И мы летим по встречке под завывание сирены, легковушки шарахаются в сторону, кто-то гневно сигналит. Я подпрыгиваю в трясущемся салоне, придерживаясь рукой за носилки, смотрю в окно на пролетающие мимо многоэтажки, время от времени бросая взгляды на больную. Я несу ответственность за человека, ни жизнь, ни смерть которого мне не подчиняются, и, тем не менее, каждый раз принимаю решения, которые могут спасти, могут убить, но чаще оставляют все как есть.
- Нет тут никакого тромба. Диабетическая стопа.
«Бригада свободна. Решение. Возвращение».
- Оксан, я поесть-то успею?
- Попробуй.
Я пью чай из пакетика с ароматизатором клубники, представляя, как на Центральной без перерыва звонят телефоны. Диспетчер снимает трубку, передает вызов на подстанцию. Селектор шипит как обостренный астматик «Смирнова, поехали!»
- Вызов уличный, остановка в сторону Самарки. Что у нас с укладкой?
- Катетеров нет.
- Совсем?
- Да.
На остановке пустой троллейбус, пожилая леди и кондукторша предбальзаковского возраста.

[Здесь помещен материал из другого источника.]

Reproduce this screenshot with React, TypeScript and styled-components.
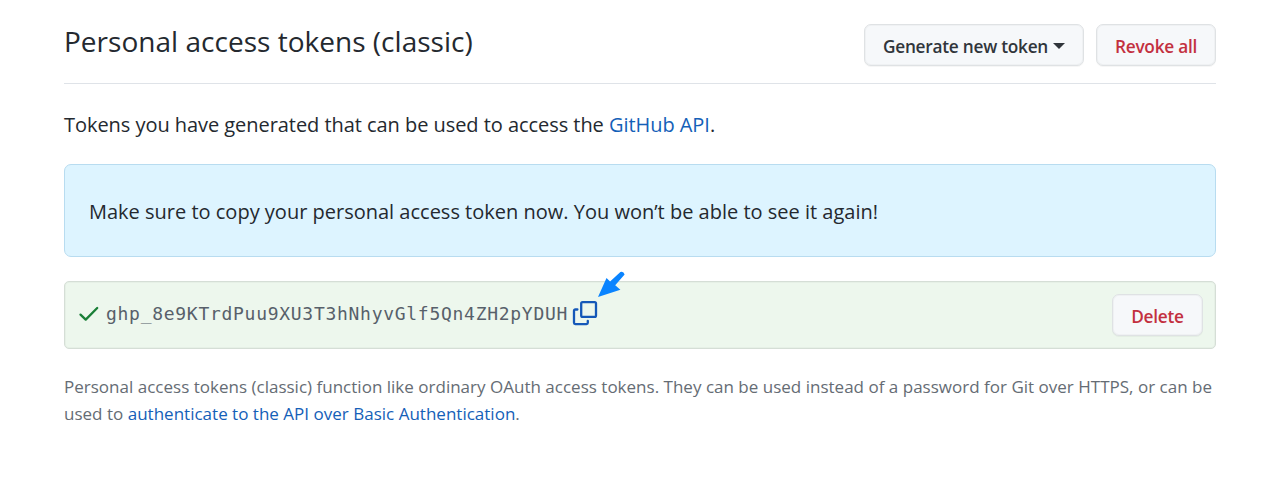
import React from "react";
import styled, { createGlobalStyle } from "styled-components";

const GlobalStyle = createGlobalStyle`
  * { box-sizing: border-box; }
  html, body { margin: 0; background: #fff; }
  body {
    color: #24292f;
    font-family: "Open Sans", "Noto Sans", sans-serif;
  }
`;

const Page = styled.main`
  width: 1152px;
  margin: 0 56px 0 64px;
  padding-top: 24px;
`;

const Header = styled.header`
  display: flex;
  align-items: flex-start;
  height: 60px;
  border-bottom: 1px solid #dfe3e8;
`;

const Title = styled.h1`
  flex: 1;
  margin: 0;
  font-size: 28px;
  font-weight: 400;
  line-height: 35px;
  letter-spacing: 0.02px;
  white-space: nowrap;
`;

const Actions = styled.div`
  display: flex;
  gap: 12px;
`;

const Button = styled.button<{ $danger?: boolean; $width: number }>`
  display: flex;
  align-items: center;
  justify-content: center;
  gap: 5px;
  width: ${(p) => p.$width}px;
  height: 42px;
  padding: 2px 0 0;
  border: 1px solid #dfe2e4;
  border-radius: 7px;
  background: #f6f8fa;
  box-shadow: 0 1px 0 rgba(27, 31, 36, 0.04), inset 0 0 0 1px rgba(27, 31, 36, 0.03);
  color: ${(p) => (p.$danger ? "#c3303f" : "#30353b")};
  font-family: inherit;
  font-size: 17.25px;
  font-weight: 600;
  letter-spacing: -0.25px;
  white-space: nowrap;
`;

const Caret = styled.span`
  border: 6px solid transparent;
  border-top-color: currentColor;
  border-bottom: 0;
`;

const Intro = styled.p`
  margin: 25px 0 23px;
  font-size: 20px;
  line-height: 32px;
  letter-spacing: -0.05px;
  white-space: nowrap;
`;

const Link = styled.a`
  color: #1460b8;
  text-decoration: none;
`;

const Notice = styled.section`
  display: flex;
  align-items: center;
  height: 93px;
  padding: 1px 24px 0;
  border: 1px solid #b8dcf0;
  border-radius: 7px;
  background: #ddf4ff;
  font-size: 20px;
  white-space: nowrap;
`;

const TokenRow = styled.section`
  display: flex;
  align-items: center;
  height: 68px;
  margin-top: 24px;
  padding: 0 12px 0 13px;
  border: 1px solid #d5ded6;
  border-radius: 5px;
  background: #edf7ed;
  box-shadow: inset 0 0 0 1px rgba(27, 31, 36, 0.03);
`;

const Check = styled.svg`
  width: 22px;
  height: 22px;
  margin-bottom: 2px;
`;

const Token = styled.code`
  flex: 0 0 auto;
  margin: 0 4px 3px 6px;
  color: #57606a;
  font-family: "DejaVu Sans Mono", monospace;
  font-size: 18px;
  line-height: 28px;
  letter-spacing: 0.714px;
`;

const CopyButton = styled.button`
  position: relative;
  display: flex;
  flex: 0 0 auto;
  padding: 0;
  margin: 0 auto 4px 0;
  border: 0;
  background: none;
`;

const Pointer = styled.svg`
  position: absolute;
  left: 24px;
  top: -31px;
`;

const Note = styled.p`
  margin: 24px 0 0;
  color: #656c74;
  font-size: 17px;
  line-height: 27px;
  letter-spacing: 0.01px;
  white-space: nowrap;
`;

export default function App() {
  return (
    <>
      <GlobalStyle />
      <Page>
        <Header>
          <Title>Personal access tokens (classic)</Title>
          <Actions>
            <Button $width={220}>
              Generate new token
              <Caret />
            </Button>
            <Button $danger $width={120}>Revoke all</Button>
          </Actions>
        </Header>
        <Intro>
          <span>Tokens you have generated that can be used to access the </span>
          <Link>GitHub API</Link>.
        </Intro>
        <Notice>
          <span>Make sure to copy your personal access token now. You won’t be able to see it again!</span>
        </Notice>
        <TokenRow>
          <Check viewBox="0 0 22 22" fill="none">
            <path d="M2.5 11.6l5.2 5L19.2 5" stroke="#1a7f37" strokeWidth="2.3" strokeLinecap="round" strokeLinejoin="round" />
          </Check>
          <Token>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</Token>
          <CopyButton aria-label="Copy token">
            <svg width="26" height="26" viewBox="0 0 26 26" fill="none" stroke="#1558b8" strokeWidth="2.3" strokeLinejoin="round" strokeLinecap="round">
              <rect x="9.2" y="2.2" width="14.8" height="14.6" rx="1.4" />
              <path d="M5.4 9.5H3.3a1.3 1.3 0 0 0-1.3 1.3v12a1.3 1.3 0 0 0 1.3 1.3h11.2a1.3 1.3 0 0 0 1.3-1.3v-2" />
            </svg>
            <Pointer width="30" height="30" viewBox="0 0 30 30">
              <path d="M2 28L10.5 9l3.6 3.6L24.4 3q3.2-1 4.2 2.4L19.2 16.2l5.2 4.6z" fill="#0a84ff" />
            </Pointer>
          </CopyButton>
          <Button $danger $width={91}>Delete</Button>
        </TokenRow>
        <Note>
          <span>Personal access tokens (classic) function like ordinary OAuth access tokens. They can be used instead of a password for Git over HTTPS, or can be</span>
          <br />
          <span>used to </span>
          <Link>authenticate to the API over Basic Authentication</Link>.
        </Note>
      </Page>
    </>
  );
}
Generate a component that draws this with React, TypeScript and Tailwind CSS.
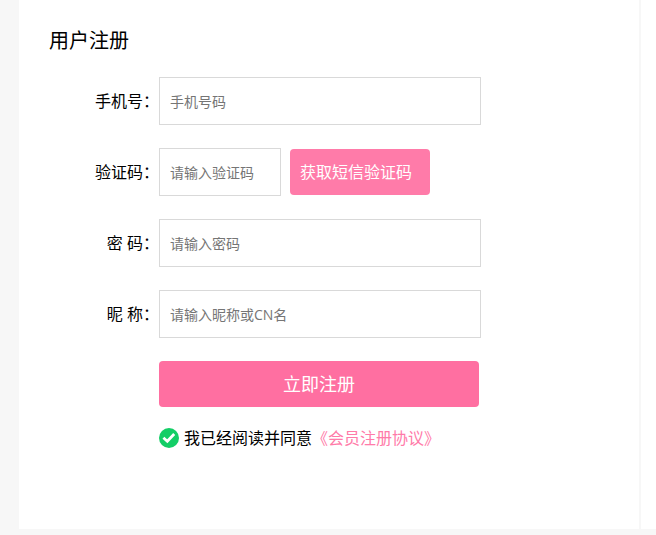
import { useState } from "react";

const labelClass = "w-[110px] shrink-0 text-right text-base";
const inputClass =
  "h-12 min-w-0 border border-[#d9d9d9] bg-white px-2.5 text-sm text-neutral-800 placeholder:text-[#757575] focus:border-[#ff6fa1] focus:outline-none";

export default function App() {
  const [agreed, setAgreed] = useState(true);

  return (
    <div className="flex min-h-screen gap-0.5 bg-[#f7f7f7] pb-1.5 pl-[19px] font-['Open_Sans','Noto_Sans_CJK_SC',sans-serif] text-black">
      <main className="min-w-0 flex-1 bg-white pt-6 pl-[30px]">
        <h1 className="text-xl leading-[34px]">用户注册</h1>

        <form
          className="mt-[19px] flex flex-col gap-[23px]"
          onSubmit={(e) => e.preventDefault()}
        >
          <div className="flex items-center">
            <label htmlFor="phone" className={labelClass}>
              手机号：
            </label>
            <input
              id="phone"
              type="tel"
              placeholder="手机号码"
              className={`${inputClass} w-[322px]`}
            />
          </div>

          <div className="flex items-center">
            <label htmlFor="code" className={labelClass}>
              验证码：
            </label>
            <input
              id="code"
              type="text"
              placeholder="请输入验证码"
              className={`${inputClass} w-[122px]`}
            />
            <button
              type="button"
              className="ml-[9px] h-[46px] w-[140px] rounded bg-[#ff7ba9] px-2.5 text-left text-base text-white"
            >
              获取短信验证码
            </button>
          </div>

          <div className="flex items-center">
            <label htmlFor="password" className={labelClass}>
              密 码：
            </label>
            <input
              id="password"
              type="password"
              placeholder="请输入密码"
              className={`${inputClass} w-[322px]`}
            />
          </div>

          <div className="flex items-center">
            <label htmlFor="nickname" className={labelClass}>
              昵 称：
            </label>
            <input
              id="nickname"
              type="text"
              placeholder="请输入昵称或CN名"
              className={`${inputClass} w-[322px]`}
            />
          </div>

          <div className="pl-[110px]">
            <button
              type="submit"
              className="h-[46px] w-[320px] rounded bg-[#ff6fa1] text-lg text-white"
            >
              立即注册
            </button>

            <div className="mt-[19px] flex items-center text-base">
              <span className="mr-[5px] grid size-5 shrink-0">
                <input
                  id="agree"
                  type="checkbox"
                  checked={agreed}
                  onChange={(e) => setAgreed(e.target.checked)}
                  className="col-start-1 row-start-1 size-5 appearance-none rounded-full bg-neutral-300 checked:bg-[#13ce66]"
                />
                <svg
                  viewBox="0 0 20 20"
                  className="pointer-events-none col-start-1 row-start-1 size-5"
                  fill="none"
                  stroke="white"
                  strokeWidth="2.8"
                  aria-hidden="true"
                >
                  <path d="M4.4 9.8 8.3 13.2 15.2 6" />
                </svg>
              </span>
              <label htmlFor="agree">我已经阅读并同意</label>
              <a href="#agreement" className="text-[#ff7ba9]">
                《会员注册协议》
              </a>
            </div>
          </div>
        </form>
      </main>

      <aside className="w-[15px] shrink-0 bg-white" />
    </div>
  );
}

- Я в троллейбус, а они… Вытолкнули, и в ребре что-то хрустнуло.
- Поедем в больничку, бабуль?
- Это куда?
- В клиники.
- А поближе нельзя?
- Нельзя, дежурный стационар.
Загружаю бабку в салон, от души хлопая дверью. Потом, когда мне выпадет счастье ехать на иномарке, испуганный водитель перекрестится и выдаст хрестоматийное «это вам не Жигули».
Стоим в пробке на шоссе, бабка высказывается на тему «завезли в какую-то жопу, и как отсюда добираться, денег-то на такси не дадут». На светофоре подгребает к себе сумку и уверенно дергает ручку двери.
- Пойду я, моя остановочка. – С переднего сиденья разухабистое фельдшерское: «п…уй, бабка!».
- Стойте, вы куда! – чувствую себя одиноким адекватом в этом дурдоме на колесах, - нельзя так! Я что потом скажу, когда спросят, куда пациентку дели? «Вышла на перекрестке?»
В клиниках приемник забит под завязку, сижу напротив кабинета хирурга, печально созерцая нескладную фигуру преподавателя и решая извечную этическую дилемму «поздороваться или не заметить».
- Машка, ты как тут? – одногруппник.
- Работаю.
- Приемник?
- Скоряк.
В глазах – уважение и настороженность, как при общении с душевнобольным.
«Статус – бригада свободна. Решение. Возвращение». На полдороге вызов. «Задыхается. Пневмония? Бронх. астма?»
Дед, худой как узник Освенцима, свистит и похрипывает, как электрический чайник. «У него вроде онкология, а может и нет, ждем очереди на МРТ». Электроды кардиографа не держатся на остро выступающих ребрах, с трудом записываю кардиограмму – норма. Дыхание в нижних отделах легких не прослушивается. Гемоторакс? Ателектаз? Оксана набирает старшего врача.
- Гидроторакс и в дежурную терапию.
- У них даже пульмонологии нет!
- Везите.
- Маш, кислород.
В приемном покое врач психует, размахивая перед носом фельдшера кардиограммой за отсутствием более подходящего случаю рентгеновского снимка.